Si la crise européenne est aussi une crise politique nationale, la définition d’une identité commune demeure essentielle. Certes, les prochaines élections du 25 mai se tiennent l’année de la commémoration du centenaire du déclenchement de la Première guerre mondiale. Peut-on pour autant encore "réduire" le projet européen à un projet de paix? L’idée des Pères fondateurs de fonder la paix et la réconciliation entre les nations européennes à partir d’un réseau dense d’intérêts communs était pertinente, mais ne suffit plus à emporter la conviction de citoyens et à les mobiliser pour les scrutins européens. Encore sensibles à l’idéal européen, nos concitoyens sont en quête d’un projet politique porteur d’une vision de notre destin commun.


La définition politique d’un tel projet suppose celle, plus axiologique, d’une identité commune. Une quête qui s’inscrit dans un double contexte de globalisation du monde et d’exaltation des identités nationales. Un contexte où l’identité européenne ne va pas de soi. De multiples visions du "fait" européen s’enchevêtrent sans pour autant se superposer: la réalité historique ou culturelle de l’Europe ne coïncide pas avec les données physiques ou géographiques. En témoigne l’âpreté du débat portant sur l’adhésion de la Turquie et sur la compatibilité entre ses identités musulmane et européenne. Un débat qui n’est pas sans rappeler la controverse qui avait éclaté au sujet de l’inscription dans la Charte des droits fondamentaux de l’Union d’une référence explicite à ses racines chrétiennes.

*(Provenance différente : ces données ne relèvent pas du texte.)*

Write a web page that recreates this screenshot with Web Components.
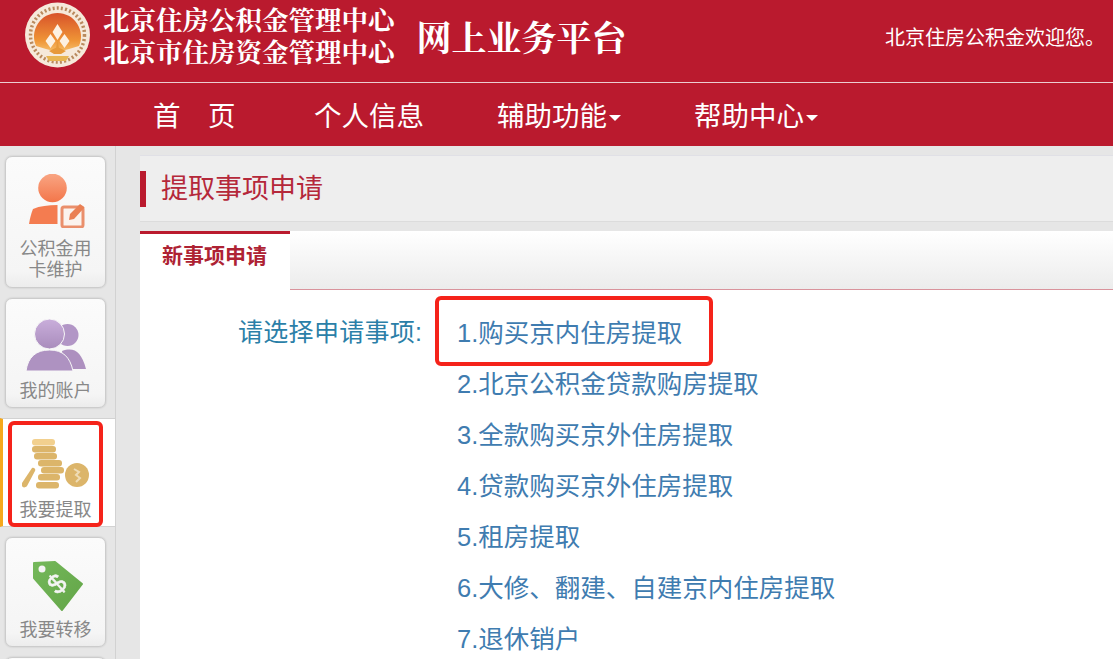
<!DOCTYPE html>
<html lang="zh">
<head>
<meta charset="utf-8">
<title>网上业务平台</title>
<style>
    html, body { margin: 0; height: 659px; overflow: hidden; }
    body { font-family: "Liberation Sans", "Noto Sans CJK SC", sans-serif; background: #e6e6e6; position: relative; }
    .page { display: flex; }
</style>
</head>
<body>
<gjj-header welcome="北京住房公积金欢迎您。"></gjj-header>
<gjj-nav></gjj-nav>
<div class="page">
    <gjj-sidebar>
        <gjj-side-item style="--h:132px">
            <svg slot="icon" width="60" height="54" viewBox="0 0 60 54">
                <defs><linearGradient id="og" x1="0" y1="0" x2="0" y2="1"><stop offset="0" stop-color="#f9a583"/><stop offset="1" stop-color="#f3764a"/></linearGradient></defs>
                <circle cx="26.500" cy="14" r="14.300" fill="url(#og)"/>
                <path d="M3 50 C4 44 5 40 7 35 C14 32 22 31 31.500 31 L31.500 50Z" fill="#f47c50"/>
                <rect x="36" y="33" width="21" height="20" rx="2" fill="#fbf3ee" stroke="#ea8f6c" stroke-width="3"/>
                <path d="M43 46 L44 40 L54 30 L58.500 33.500 L48 45Z" fill="#ea8054"/>
            </svg>
            公积金用<br>卡维护
        </gjj-side-item>
        <gjj-side-item style="--h:110px">
            <svg slot="icon" style="margin-top:3px" width="63" height="52" viewBox="0 0 63 52">
                <defs><linearGradient id="pg" x1="0" y1="0" x2="0" y2="1"><stop offset="0" stop-color="#c9aedb"/><stop offset="1" stop-color="#a98cbc"/></linearGradient></defs>
                <circle cx="43.500" cy="16" r="11" fill="#b296c6"/>
                <path d="M38 32 C50 28 57 32 62 50 L40 50Z" fill="#ad90bf"/>
                <circle cx="25.500" cy="15" r="15" fill="url(#pg)" stroke="#f7f7f7" stroke-width="1"/>
                <path d="M2 52 C4 38 12 31 25.500 31 C39 31 46 38 49 52Z" fill="#ae92c1" stroke="#f7f7f7" stroke-width="1"/>
            </svg>
            我的账户
        </gjj-side-item>
        <gjj-side-item active>
            <svg slot="icon" width="68" height="52" viewBox="0 0 68 52" fill="#dcb56a">
                <rect x="10" y="0" width="23" height="6.500" rx="3" fill="#f2d08e"/>
                <rect x="10" y="7" width="24" height="6.500" rx="3"/>
                <rect x="12" y="14" width="23" height="6.500" rx="3"/>
                <rect x="16" y="21" width="24" height="6.500" rx="3"/>
                <rect x="19" y="28" width="23" height="6.500" rx="3"/>
                <rect x="16" y="35" width="22" height="6.500" rx="3"/>
                <rect x="14" y="43" width="23" height="6.500" rx="3"/>
                <path d="M0 44 L10 29 C12 28 14 30 13 32 L5 47 C2 50 -1 48 0 44Z"/>
                <circle cx="55" cy="36" r="12"/>
                <path d="M52 30 L57 33 L54 36 L58 39 L54 43" fill="none" stroke="#efdcb5" stroke-width="2"/>
            </svg>
            我要提取
        </gjj-side-item>
        <gjj-side-item style="--h:110px">
            <svg slot="icon" style="margin:5px 0 0 4px" width="54" height="52" viewBox="0 0 54 52">
                <defs><linearGradient id="gg" x1="0" y1="0" x2="1" y2="1"><stop offset="0" stop-color="#74b85a"/><stop offset="1" stop-color="#63a548"/></linearGradient></defs>
                <path d="M3 3 L24 2 L51 24 L31 50 L3 18Z" fill="url(#gg)" stroke="url(#gg)" stroke-width="2" stroke-linejoin="round"/>
                <circle cx="11" cy="9" r="3.500" fill="#f4f4f4"/>
                <text x="26" y="33" text-anchor="middle" font-family="Liberation Sans" font-size="27" fill="#f4f4f4" stroke="#f4f4f4" stroke-width=".5" transform="rotate(-42 26 24)">$</text>
            </svg>
            我要转移
        </gjj-side-item>
        <gjj-side-item style="--h:110px"></gjj-side-item>
    </gjj-sidebar>
    <gjj-panel heading="提取事项申请" tab="新事项申请">
        <gjj-apply-list label="请选择申请事项:">
            <gjj-apply-item>1.购买京内住房提取</gjj-apply-item>
            <gjj-apply-item>2.北京公积金贷款购房提取</gjj-apply-item>
            <gjj-apply-item>3.全款购买京外住房提取</gjj-apply-item>
            <gjj-apply-item>4.贷款购买京外住房提取</gjj-apply-item>
            <gjj-apply-item>5.租房提取</gjj-apply-item>
            <gjj-apply-item>6.大修、翻建、自建京内住房提取</gjj-apply-item>
            <gjj-apply-item>7.退休销户</gjj-apply-item>
        </gjj-apply-list>
    </gjj-panel>
</div>
<gjj-mark style="left:8px;top:421px;width:95px;height:106px"></gjj-mark>
<gjj-mark style="left:435px;top:296px;width:278px;height:70px"></gjj-mark>

<script>
const CJK = '"Liberation Sans", "Noto Sans CJK SC", sans-serif';
const SERIF = '"Liberation Serif", "Noto Serif CJK SC", "Noto Sans CJK SC", serif';

class GjjHeader extends HTMLElement {
    constructor() {
        super();
        this.attachShadow({mode: 'open'});
        this.shadowRoot.innerHTML = `
            <style>
                :host { display: flex; align-items: center; height: 82px; background: #ba1a2e; border-bottom: 1px solid #eccdd1; color: #fff; font-family: ${CJK}; padding-left: 25px; }
                svg { flex: none; margin-right: 13px; margin-top: -13px; filter: blur(.4px); }
                .org { font-size: 26.500px; font-weight: 700; margin-right: 22px; white-space: nowrap; margin-top: -9px; font-family: ${SERIF}; }
                .org div { height: 32px; line-height: 32px; }
                .name { font-size: 35px; font-weight: 700; white-space: nowrap; margin-top: -11px; font-family: ${SERIF}; }
                .welcome { margin-left: auto; margin-right: 8px; font-size: 20px; white-space: nowrap; margin-top: -10px; }
            </style>
            <svg width="65" height="66" viewBox="0 0 65 66">
                <defs><linearGradient id="sun" x1="0" y1="0" x2="0" y2="1"><stop offset="0" stop-color="#d8522a"/><stop offset=".7" stop-color="#ef9436"/><stop offset="1" stop-color="#f6bf6a"/></linearGradient></defs>
                <circle cx="32.500" cy="33" r="32.500" fill="#f6e9da"/>
                <circle cx="32.500" cy="33" r="27" fill="none" stroke="#b98a5e" stroke-width="3.500" stroke-dasharray="2 2.200"/>
                <path d="M11 44 A23.500 23.500 0 1 1 54 44 L44 47 L32.500 50 L21 47Z" fill="url(#sun)"/>
                <path d="M32.500 22 L37.500 30 L32.500 38 L27.500 30Z M25.500 32 L30.500 39 L25.500 46 L20.500 39Z M39.500 32 L44.500 39 L39.500 46 L34.500 39Z" fill="#fdf1e2"/>
                <path d="M32.500 38 L35 52 L30 52Z M24 49 L32.500 45 L41 49 L36 52 H29Z" fill="#e7993a"/>
                <path d="M21 54 H44 L41 59 H24Z" fill="#e8b552"/>
            </svg>
            <div class="org"><div>北京住房公积金管理中心</div><div>北京市住房资金管理中心</div></div>
            <div class="name">网上业务平台</div>
            <div class="welcome"></div>`;
    }

    connectedCallback() {
        this.shadowRoot.querySelector('.welcome').textContent = this.getAttribute('welcome');
    }
}

class GjjNav extends HTMLElement {
    constructor() {
        super();
        this.attachShadow({mode: 'open'});
        this.shadowRoot.innerHTML = `
            <style>
                :host { display: flex; align-items: center; gap: 73px; box-sizing: border-box; height: 63px; padding: 0 0 2px 153px; background: #ba1a2e; color: #fff; font-family: ${CJK}; font-size: 27.500px; }
                span { white-space: nowrap; }
                .home { margin-right: 5.500px; }
                .caret::after { content: ""; display: inline-block; width: 0; height: 0; margin-left: 2px; vertical-align: middle; border-top: 6px solid #fff; border-left: 6px solid transparent; border-right: 6px solid transparent; }
            </style>
            <span class="home">首&#12288;页</span>
            <span>个人信息</span>
            <span class="caret">辅助功能</span>
            <span class="caret">帮助中心</span>`;
    }
}

class GjjSidebar extends HTMLElement {
    constructor() {
        super();
        this.attachShadow({mode: 'open'});
        this.shadowRoot.innerHTML = `
            <style>
                :host { display: flex; flex-direction: column; flex: none; box-sizing: border-box; width: 116px; height: 513px; padding-top: 10px; border-right: 1px solid #d2d2d2; margin-right: 24px; overflow: hidden; }
            </style>
            <slot></slot>`;
    }
}

class GjjSideItem extends HTMLElement {
    constructor() {
        super();
        this.attachShadow({mode: 'open'});
        this.shadowRoot.innerHTML = `
            <style>
                :host { display: block; flex: none; padding: 0 9px 10px 5px; font-family: ${CJK}; font-size: 18px; line-height: 21px; color: #888; text-align: center; }
                .btn { box-sizing: border-box; height: var(--h, 132px); width: 101px; padding-top: 17px; border: 1px solid #cccccc; border-radius: 7px; box-shadow: 0 0 2px rgba(0,0,0,.18); background: linear-gradient(#fbfbfb, #f5f5f5 88%, #ececec); display: flex; flex-direction: column; align-items: center; }
                .icon { height: 54px; display: flex; align-items: flex-start; justify-content: center; margin-bottom: 11px; }
                ::slotted(svg) { display: block; filter: blur(.4px); }
                :host([active]) { background: #fff; border-top: 1px solid #d2d2d2; border-bottom: 1px solid #d2d2d2; border-left: 3px solid #f5a81c; padding: 0 10px 0 2px; margin: 0 -1px 10px 0; position: relative; }
                :host([active]) .btn { border: 0; box-shadow: none; background: none; height: 107px; padding-top: 20px; }
                :host([active]) .icon { margin-bottom: 7px; }
            </style>
            <div class="btn"><div class="icon"><slot name="icon"></slot></div><div><slot></slot></div></div>`;
    }
}

class GjjPanel extends HTMLElement {
    constructor() {
        super();
        this.attachShadow({mode: 'open'});
        this.shadowRoot.innerHTML = `
            <style>
                :host { display: block; flex: 1; min-width: 0; padding-top: 9px; font-family: ${CJK}; }
                .title { display: flex; align-items: center; height: 67px; background: #eeeeee; border-top: 1px solid #e0e0e6; border-bottom: 1px solid #dcdcdc; box-sizing: border-box; margin-bottom: 9px; }
                .title i { width: 6px; height: 36px; background: #ba1a2e; margin-right: 15px; }
                .title h1 { margin: -4px 0 0; font-size: 27px; font-weight: 400; color: #b5283a; }
                .body { background: #fff; height: 428px; overflow: hidden; }
                .tabs { display: flex; height: 58px; background: linear-gradient(#fff, #ececec); border-bottom: 1px solid #d9939c; }
                .tab { width: 150px; box-sizing: border-box; height: 59px; background: #fff; border-top: 3px solid #ba1a2e; padding: 6px 0 0 22px; font-size: 21px; line-height: 32px; font-weight: 700; color: #ae2233; }
            </style>
            <div class="title"><i></i><h1></h1></div>
            <div class="body">
                <div class="tabs"><div class="tab"></div></div>
                <slot></slot>
            </div>`;
    }

    connectedCallback() {
        this.shadowRoot.querySelector('h1').textContent = this.getAttribute('heading');
        this.shadowRoot.querySelector('.tab').textContent = this.getAttribute('tab');
    }
}

class GjjApplyList extends HTMLElement {
    constructor() {
        super();
        this.attachShadow({mode: 'open'});
        this.shadowRoot.innerHTML = `
            <style>
                :host { display: flex; padding: 18px 0 0 98px; font-family: ${CJK}; line-height: 51px; }
                .label { width: 219px; flex: none; margin-top: -1px; color: #2b7fa8; font-size: 25px; letter-spacing: .3px; white-space: nowrap; }
                .items { display: flex; flex-direction: column; font-size: 25.500px; }
            </style>
            <div class="label"></div>
            <div class="items"><slot></slot></div>`;
    }

    connectedCallback() {
        this.shadowRoot.querySelector('.label').textContent = this.getAttribute('label');
    }
}

class GjjApplyItem extends HTMLElement {
    constructor() {
        super();
        this.attachShadow({mode: 'open'});
        this.shadowRoot.innerHTML = `
            <style>
                :host { display: block; color: #3f7cb0; white-space: nowrap; }
            </style>
            <slot></slot>`;
    }
}

class GjjMark extends HTMLElement {
    constructor() {
        super();
        this.attachShadow({mode: 'open'});
        this.shadowRoot.innerHTML = `
            <style>
                :host { display: block; position: absolute; box-sizing: border-box; border: 4px solid #f5231a; border-radius: 6px; }
            </style>`;
    }
}

customElements.define('gjj-header', GjjHeader);
customElements.define('gjj-nav', GjjNav);
customElements.define('gjj-sidebar', GjjSidebar);
customElements.define('gjj-side-item', GjjSideItem);
customElements.define('gjj-panel', GjjPanel);
customElements.define('gjj-apply-list', GjjApplyList);
customElements.define('gjj-apply-item', GjjApplyItem);
customElements.define('gjj-mark', GjjMark);
</script>
</body>
</html>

En France, la construction européenne se heurte au poids d’une histoire et d’une culture politiques centrées sur les modèles de l’État-nation, qui "fut à l’Europe moderne ce que la Cité fut à la Grèce antique: ce qui produit l’unité, et donc le cadre de sens, de la vie en produisant la chose commune" (Pierre Manent). Le mouvement de repli national-identitaire aujourd’hui à l’œuvre interroge jusqu’à notre part d’"européanité", sa raison d’être et son utilité. La croyance en une sorte de loi historique qui voudrait que la modernité conduise inéluctablement à l’uniformité et au dépassement de l’État-nation en faveur d’une entité supranationale est devenue inaudible ou presque.


Dans sa récente tribune sur l’Europe (Le Monde, 8 mai 2014), le président Hollande n’a à aucun moment évoqué la perspective fédérale, devenue une sorte de tabou. L’Europe est encore et toujours par trop conçue comme une nécessité… nationale. Le cas de la France est à cet égard symptomatique: derrière la participation à l’Union européenne et "l’idéal européen" se profilent une ambition : agir sur le monde et contrer le déclin national pour ne pas "sortir de l’histoire"… La sauvegarde de l’Etat-nation comme seul horizon de la construction européenne, en somme.